Prompt: Can you write out all the lines word for word, with no pictures?

Provided material:
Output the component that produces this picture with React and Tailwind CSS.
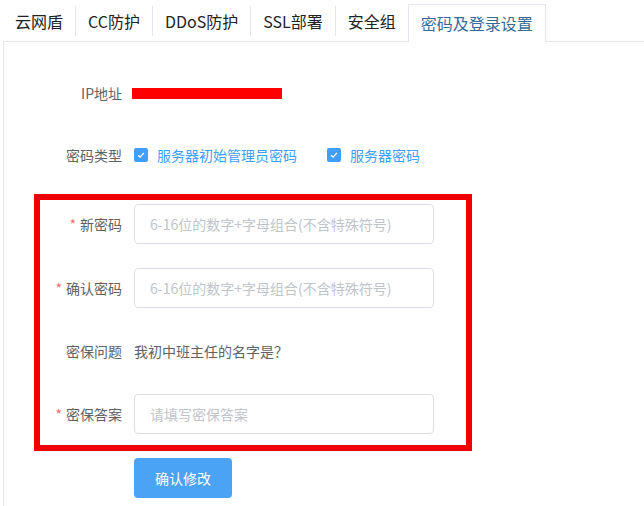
import React from "react";

const TABS = ["云网盾", "CC防护", "DDoS防护", "SSL部署", "安全组"];

function Check({ label }) {
  return (
    <label className="flex items-center gap-[9px] text-[14px] text-[#409eff]">
      <span className="flex h-[14px] w-[14px] items-center justify-center rounded-[2px] bg-[#409eff]">
        <svg viewBox="0 0 12 12" className="h-[10px] w-[10px]" fill="none" stroke="#fff" strokeWidth="1.6">
          <path d="M2.5 6.2 L5 8.5 L9.5 3.5" />
        </svg>
      </span>
      {label}
    </label>
  );
}

function Label({ required, children }) {
  return (
    <div className="w-[130px] shrink-0 pr-3 text-right text-[14px] text-[#606266]">
      {required && <span className="mr-1 text-[#f56c6c]">*</span>}
      {children}
    </div>
  );
}

function Input({ placeholder }) {
  return (
    <div className="flex h-[40px] w-[300px] items-center rounded-[4px] border border-[#dcdfe6] bg-white px-[15px] text-[14px] text-[#c0c4cc]">
      {placeholder}
    </div>
  );
}

export default function App() {
  const pwHint = "6-16位的数字+字母组合(不含特殊符号)";
  return (
    <div
      className="relative h-[506px] w-[644px] overflow-hidden bg-white"
      style={{ fontFamily: '"Noto Sans CJK SC", "Liberation Sans", sans-serif' }}
    >
      {/* tab bar */}
      <div className="flex h-[41px] items-end pl-[3px]">
        {TABS.map((t, i) => (
          <div key={t} className="flex h-[41px] items-center">
            <span className="px-3 text-[16px] leading-none text-[#222]">{t}</span>
            {i < TABS.length - 1 && <span className="h-[30px] w-px bg-[#e4e7ed]" />}
          </div>
        ))}
        <div className="relative z-10 -mb-px flex h-[38px] items-center border-x border-t border-[#e4e7ed] bg-white px-3 pb-[2px] text-[16px] leading-none text-[#356b98]">
          密码及登录设置
        </div>
      </div>

      {/* content */}
      <div className="ml-[3px] h-[470px] border-l border-t border-[#e4e7ed] pt-[31px]">
        <div className="flex h-[40px] items-center">
          <Label>IP地址</Label>
          <div className="-ml-[2px] h-[11px] w-[150px] bg-[#f00]" />
        </div>

        <div className="mt-[22px] flex h-[40px] items-center">
          <Label>密码类型</Label>
          <div className="flex items-center gap-[30px]">
            <Check label="服务器初始管理员密码" />
            <Check label="服务器密码" />
          </div>
        </div>

        <div className="mt-[29px] flex h-[40px] items-center">
          <Label required>新密码</Label>
          <Input placeholder={pwHint} />
        </div>

        <div className="mt-[24px] flex h-[40px] items-center">
          <Label required>确认密码</Label>
          <Input placeholder={pwHint} />
        </div>

        <div className="mt-[23px] flex h-[40px] items-center">
          <Label>密保问题</Label>
          <div className="text-[14px] text-[#606266]">我初中班主任的名字是？</div>
        </div>

        <div className="mt-[23px] flex h-[40px] items-center">
          <Label required>密保答案</Label>
          <Input placeholder="请填写密保答案" />
        </div>

        <div className="mt-[24px] flex">
          <div className="w-[130px] shrink-0" />
          <button className="h-[40px] w-[98px] rounded-[4px] bg-[#4ba3f5] text-[14px] text-white">
            确认修改
          </button>
        </div>
      </div>

      {/* annotation box */}
      <div className="pointer-events-none absolute left-[34px] top-[194px] h-[257px] w-[438px] border-[6px] border-[#ee0000]" />
    </div>
  );
}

Answer to this exercise:
Output the component that produces this picture with React and Tailwind CSS.
import React from "react";

const TABS = ["云网盾", "CC防护", "DDoS防护", "SSL部署", "安全组"];

function Check({ label }) {
  return (
    <label className="flex items-center gap-[9px] text-[14px] text-[#409eff]">
      <span className="flex h-[14px] w-[14px] items-center justify-center rounded-[2px] bg-[#409eff]">
        <svg viewBox="0 0 12 12" className="h-[10px] w-[10px]" fill="none" stroke="#fff" strokeWidth="1.6">
          <path d="M2.5 6.2 L5 8.5 L9.5 3.5" />
        </svg>
      </span>
      {label}
    </label>
  );
}

function Label({ required, children }) {
  return (
    <div className="w-[130px] shrink-0 pr-3 text-right text-[14px] text-[#606266]">
      {required && <span className="mr-1 text-[#f56c6c]">*</span>}
      {children}
    </div>
  );
}

function Input({ placeholder }) {
  return (
    <div className="flex h-[40px] w-[300px] items-center rounded-[4px] border border-[#dcdfe6] bg-white px-[15px] text-[14px] text-[#c0c4cc]">
      {placeholder}
    </div>
  );
}

export default function App() {
  const pwHint = "6-16位的数字+字母组合(不含特殊符号)";
  return (
    <div
      className="relative h-[506px] w-[644px] overflow-hidden bg-white"
      style={{ fontFamily: '"Noto Sans CJK SC", "Liberation Sans", sans-serif' }}
    >
      {/* tab bar */}
      <div className="flex h-[41px] items-end pl-[3px]">
        {TABS.map((t, i) => (
          <div key={t} className="flex h-[41px] items-center">
            <span className="px-3 text-[16px] leading-none text-[#222]">{t}</span>
            {i < TABS.length - 1 && <span className="h-[30px] w-px bg-[#e4e7ed]" />}
          </div>
        ))}
        <div className="relative z-10 -mb-px flex h-[38px] items-center border-x border-t border-[#e4e7ed] bg-white px-3 pb-[2px] text-[16px] leading-none text-[#356b98]">
          密码及登录设置
        </div>
      </div>

      {/* content */}
      <div className="ml-[3px] h-[470px] border-l border-t border-[#e4e7ed] pt-[31px]">
        <div className="flex h-[40px] items-center">
          <Label>IP地址</Label>
          <div className="-ml-[2px] h-[11px] w-[150px] bg-[#f00]" />
        </div>

        <div className="mt-[22px] flex h-[40px] items-center">
          <Label>密码类型</Label>
          <div className="flex items-center gap-[30px]">
            <Check label="服务器初始管理员密码" />
            <Check label="服务器密码" />
          </div>
        </div>

        <div className="mt-[29px] flex h-[40px] items-center">
          <Label required>新密码</Label>
          <Input placeholder={pwHint} />
        </div>

        <div className="mt-[24px] flex h-[40px] items-center">
          <Label required>确认密码</Label>
          <Input placeholder={pwHint} />
        </div>

        <div className="mt-[23px] flex h-[40px] items-center">
          <Label>密保问题</Label>
          <div className="text-[14px] text-[#606266]">我初中班主任的名字是？</div>
        </div>

        <div className="mt-[23px] flex h-[40px] items-center">
          <Label required>密保答案</Label>
          <Input placeholder="请填写密保答案" />
        </div>

        <div className="mt-[24px] flex">
          <div className="w-[130px] shrink-0" />
          <button className="h-[40px] w-[98px] rounded-[4px] bg-[#4ba3f5] text-[14px] text-white">
            确认修改
          </button>
        </div>
      </div>

      {/* annotation box */}
      <div className="pointer-events-none absolute left-[34px] top-[194px] h-[257px] w-[438px] border-[6px] border-[#ee0000]" />
    </div>
  );
}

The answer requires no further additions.